The Volvo McBride — sleek 2-litre vehicle which rolls every third trip. It’s a bomb but don’t take our word for it. Get behind the wheel of a McBride and feel the whole world spin.

The Ford Manto — unfortunately only available in beetroot red. No we kidney, we’re quite serious. The car has no aids … or other features.

The Hyundai Malema — this car’s got a lot of zuma … 3-litre monster with gammy brakes, which will kill many people who get in its way. TO DIE FOR!

The Alfa Mulder — 2 litres Klippies met eish and you’ll drive this one lekker. Unfortunately mostly in white.

The Rolls Erwin — don’t be a smart Alec; get yourself behind the wheel of an Erwin. Although underpowered the car has many luxury features. DO NOT DRIVE AT NIGHT! As soon as we have overcome all the electrical faults you will be advised.

The Fiat Kortbroek — the car will be sold as a national after the party launch. Great for tourists but due to advanced sales it’s a sell-out. Don’t be embarassed; come to the party anyway.

The Ferrari Motlanthe — pulls left automatically but with the Manuel can be steered right in order to achieve economy.

The Toyota Mbeki — unfortunately only available in other countries.

The Volkswagen Nzimandi — made in Russia with its unique three-wheel design.
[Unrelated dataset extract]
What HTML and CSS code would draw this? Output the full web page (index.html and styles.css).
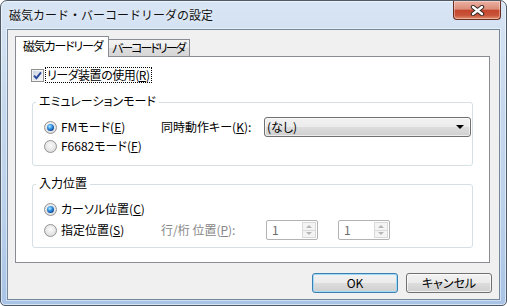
FILE: index.html
```html
<!DOCTYPE html>
<html lang="ja">
<head>
  <meta charset="UTF-8">
  <title>磁気カード・バーコードリーダの設定</title>
  <link rel="stylesheet" href="styles.css">
</head>
<body>
  <div class="window">
    <div class="titlebar">
      <div class="title">磁気カード・バーコードリーダの設定</div>
      <div class="close-btn">
        <svg width="15" height="11" viewBox="0 0 15 11">
          <path d="M3 2 L12 9 M12 2 L3 9" stroke="#3a2b29" stroke-width="4.4" stroke-linecap="round" fill="none"/>
          <path d="M3 2 L12 9 M12 2 L3 9" stroke="#fff" stroke-width="2.3" stroke-linecap="round" fill="none"/>
        </svg>
      </div>
    </div>

    <div class="client">
      <div class="tabs">
        <div class="tab active">磁気カードリーダ</div>
        <div class="tab">バーコードリーダ</div>
      </div>

      <div class="panel">
        <div class="check-row">
          <span class="checkbox">
            <svg width="9" height="9" viewBox="0 0 9 9">
              <path d="M1 4.6 L3.4 7.2 L8 1.4" stroke="#2c4a9a" stroke-width="1.9" fill="none"/>
            </svg>
          </span>
          <span class="focus">リーダ装置の使用(<u>R</u>)</span>
        </div>

        <div class="group emu">
          <div class="group-title">エミュレーションモード</div>
          <div class="row tall first">
            <div class="option"><span class="radio on"></span>FMモード(<u>E</u>)</div>
            <span class="field-label key">同時動作キー(<u>K</u>):</span>
            <div class="select"><span>(なし)</span><span class="arrow"></span></div>
          </div>
          <div class="row second">
            <div class="option"><span class="radio"></span>F6682モード(<u>F</u>)</div>
          </div>
        </div>

        <div class="group pos">
          <div class="group-title">入力位置</div>
          <div class="row first">
            <div class="option"><span class="radio on"></span>カーソル位置(<u>C</u>)</div>
          </div>
          <div class="row tall second">
            <div class="option"><span class="radio"></span>指定位置(<u>S</u>)</div>
            <span class="field-label where disabled">行/桁 位置(<u>P</u>):</span>
            <div class="spin">
              <span class="spin-val">1</span>
              <span class="spin-btns"><span class="up"></span><span class="down"></span></span>
            </div>
            <div class="spin">
              <span class="spin-val">1</span>
              <span class="spin-btns"><span class="up"></span><span class="down"></span></span>
            </div>
          </div>
        </div>
      </div>

      <div class="buttons">
        <div class="btn default">OK</div>
        <div class="btn">キャンセル</div>
      </div>
    </div>
  </div>
</body>
</html>
```

FILE: styles.css
```css
* {
  box-sizing: border-box;
}

body {
  margin: 0;
  font-family: "Noto Sans CJK JP", sans-serif;
  font-size: 12px;
  color: #000;
  background: #fff;
  white-space: nowrap;
}

u {
  text-decoration: underline;
  text-underline-offset: 1px;
}

/* window frame */
.window {
  width: 507px;
  height: 306px;
  display: flex;
  flex-direction: column;
  padding: 0 6px 5px;
  border: 1px solid #4f5a67;
  border-radius: 7px 7px 5px 5px;
  background: linear-gradient(180deg, #d8e5f4 0%, #c6d8ee 35%, #bbd1eb 70%, #a8c3e6 100%);
  box-shadow: inset 0 0 0 1px rgba(255, 255, 255, 0.55);
  overflow: hidden;
}

.titlebar {
  height: 28px;
  margin: 0 -6px;
  padding: 0 5px 0 8px;
  display: flex;
  align-items: flex-start;
}

.title {
  padding-top: 7px;
  line-height: 14px;
  color: #111;
  text-shadow: 0 0 5px rgba(255, 255, 255, 0.8);
}

.close-btn {
  margin-left: auto;
  width: 48px;
  height: 19px;
  display: flex;
  align-items: center;
  justify-content: center;
  border: 1px solid #6b2c22;
  border-top: none;
  border-radius: 0 0 4px 4px;
  background: linear-gradient(180deg, #ebb0a2 0%, #dc8d79 45%, #c4462d 52%, #c9543b 80%, #e1926f 100%);
  box-shadow: inset 0 0 0 1px rgba(255, 255, 255, 0.35);
}

.client {
  height: 271px;
  padding: 6px 7px 0;
  border: 1px solid #75879a;
  background: #f0f0f0;
  box-shadow: 0 0 0 1px rgba(255, 255, 255, 0.45);
  font-feature-settings: "palt" 1;
}

/* tabs */
.tabs {
  height: 20px;
  display: flex;
  align-items: flex-end;
}

.tab {
  width: 82px;
  height: 17px;
  margin-left: -1px;
  padding: 1px 0 0 3px;
  line-height: 14px;
  letter-spacing: -2px;
  border: 1px solid #898c95;
  border-bottom: none;
  background: linear-gradient(180deg, #f4f4f4 0%, #ebebeb 50%, #dedede 51%, #d6d6d6 100%);
}

.tab.active {
  position: relative;
  width: 94px;
  height: 21px;
  margin: 0 0 -1px 0;
  padding: 2px 0 0 7px;
  letter-spacing: -1.2px;
  background: #fff;
}

.panel {
  width: 475px;
  height: 207px;
  padding: 10px 16px 0;
  border: 1px solid #898c95;
  background: #fff;
}

/* checkbox */
.check-row {
  height: 16px;
  margin-left: -1px;
  display: flex;
  align-items: center;
}

.checkbox {
  width: 13px;
  height: 13px;
  margin-right: 1px;
  display: flex;
  align-items: center;
  justify-content: center;
  border: 1px solid #8e8f8f;
  background: linear-gradient(135deg, #c7cfe0 0%, #e6e9f1 60%, #f7f7f7 100%);
  box-shadow: inset 0 0 0 1px #f4f4f4;
}

.focus {
  height: 16px;
  padding: 0 2px 0 1px;
  line-height: 14px;
  letter-spacing: -0.5px;
  border: 1px dotted #000;
}

/* group boxes */
.group {
  border: 1px solid #d5dfe5;
  border-radius: 3px;
  padding: 0 0 11px 11px;
}

.group.emu {
  margin-top: 19px;
}

.group.pos {
  margin-top: 18px;
  padding-bottom: 7px;
}

.group-title {
  width: max-content;
  margin: -9px 0 0 -8px;
  padding: 0 3px;
  line-height: 14px;
  background: #fff;
}

.row {
  height: 16px;
  display: flex;
  align-items: center;
  line-height: 14px;
}

.row.tall {
  height: 20px;
}

.emu .row.first {
  margin-top: 9px;
}

.emu .row.second {
  margin-top: 1px;
}

.pos .row.first {
  margin-top: 11px;
}

.pos .row.second {
  margin-top: 3px;
}

.option {
  width: 117px;
  display: flex;
  align-items: center;
}

.radio {
  width: 13px;
  height: 13px;
  margin-right: 4px;
  display: flex;
  align-items: center;
  justify-content: center;
  border: 1px solid #939393;
  border-radius: 50%;
  background: radial-gradient(circle at 50% 40%, #fbfbfb 0%, #eaeaea 45%, #d2d2d2 100%);
}

.radio.on::after {
  content: "";
  width: 7px;
  height: 7px;
  border-radius: 50%;
  background: radial-gradient(circle at 40% 35%, #b8ecfd 0%, #3b9ae6 35%, #0d4ea3 70%, #0a3170 100%);
}

.field-label.key {
  width: 103px;
}

.field-label.where {
  width: 105px;
}

.disabled {
  color: #878787;
}

/* dropdown */
.select {
  width: 207px;
  height: 20px;
  padding: 0 6px 0 2px;
  display: flex;
  align-items: center;
  justify-content: space-between;
  border: 1px solid #707070;
  border-radius: 3px;
  background: linear-gradient(180deg, #f2f2f2 0%, #ebebeb 50%, #dddddd 51%, #cfcfcf 100%);
  box-shadow: inset 0 0 0 1px rgba(255, 255, 255, 0.6);
}

.arrow {
  width: 0;
  height: 0;
  border-left: 4px solid transparent;
  border-right: 4px solid transparent;
  border-top: 4px solid #000;
}

/* spin boxes (disabled) */
.spin {
  width: 52px;
  height: 20px;
  padding: 1px;
  display: flex;
  justify-content: space-between;
  border: 1px solid #b3b3b3;
  border-radius: 2px;
  background: #fff;
}

.spin + .spin {
  margin-left: 20px;
}

.spin-val {
  padding-left: 4px;
  line-height: 16px;
  color: #6d6d6d;
}

.spin-btns {
  width: 14px;
  display: flex;
  flex-direction: column;
}

.spin-btns span {
  flex: 1;
  display: flex;
  align-items: center;
  justify-content: center;
  border: 1px solid #d9d9d9;
  background: #f4f4f4;
}

.spin-btns span + span {
  border-top: none;
}

.spin-btns .up::after,
.spin-btns .down::after {
  content: "";
  width: 0;
  height: 0;
  border-left: 3px solid transparent;
  border-right: 3px solid transparent;
}

.spin-btns .up::after {
  border-bottom: 3px solid #b5b5b5;
}

.spin-btns .down::after {
  border-top: 3px solid #b5b5b5;
}

/* buttons */
.buttons {
  margin-top: 10px;
  display: flex;
  justify-content: flex-end;
  gap: 8px;
}

.btn {
  width: 86px;
  height: 20px;
  display: flex;
  align-items: center;
  justify-content: center;
  line-height: 14px;
  border: 1px solid #707070;
  border-radius: 3px;
  background: linear-gradient(180deg, #f2f2f2 0%, #ebebeb 50%, #dddddd 51%, #cfcfcf 100%);
  box-shadow: inset 0 0 0 1px rgba(255, 255, 255, 0.7);
}

.btn.default {
  border-color: #3c7fb1;
  box-shadow: inset 0 0 0 1px #9fd9f6;
}
```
Unfortunately it feels as though one of the back wheels is falling off.

The Mercedes Motata — comes with complimentary Walls ice cream. We think there’s a petrol leak somewhere because every time you have a cup of tea the fumes seem to convert it into whiskey causing drivers to career off the road into walls. Don’t take our word for it; you be the judge! (Unfortunately not available in white)

The BMW Terre’blanche — huge white jobby which creates a helluva noise which has forced suburban dwellers to have it banned from their neighborhoods. Best for rural areas where you are able to keep a horse in case the locals outlaw its use. For some inexplicable reason if you keep this one under lock and key it loses a fortune of weight.

The Chrysler Zuma — we don’t want to make representations about this car, which is undergoing trials, but just in case the model gets the go ahead and for some reason counter revolutionaries try to block its entry into the market place, it will be withdrawn and replaced with the Chrysler Armageddon — geddit?

The Opel Shabangu — 12 cylinders of pure fury guaranteed to take you from 0-100 in two seconds flat! Robots? Shoot the bastards!

The Renault Zille — cheeky, robust little number with an engine that gives new meaning to the term collateral noise. This one will never breakdown but will keep grinding on and on even when the other cars have been parked for the night.

The Vauxhall De Lille — with all new features including NO ARMS REST. Designer believes you must put your hands up. If the experiment fails they’ll be introducing a new item: the “ARMS ARREST”.

The Ford Holomisa — trusty runabout that manufactures under its own steam. Previously from the same group as the Ford Manto until it angered the Toyota Mbeki Group. Now looking to introduce the NO ARMS REST as well.

The Peugot Mandela — warm, comfortable and reliable; the car you will always want to keep no matter what other car you drive.

Any more suggestions?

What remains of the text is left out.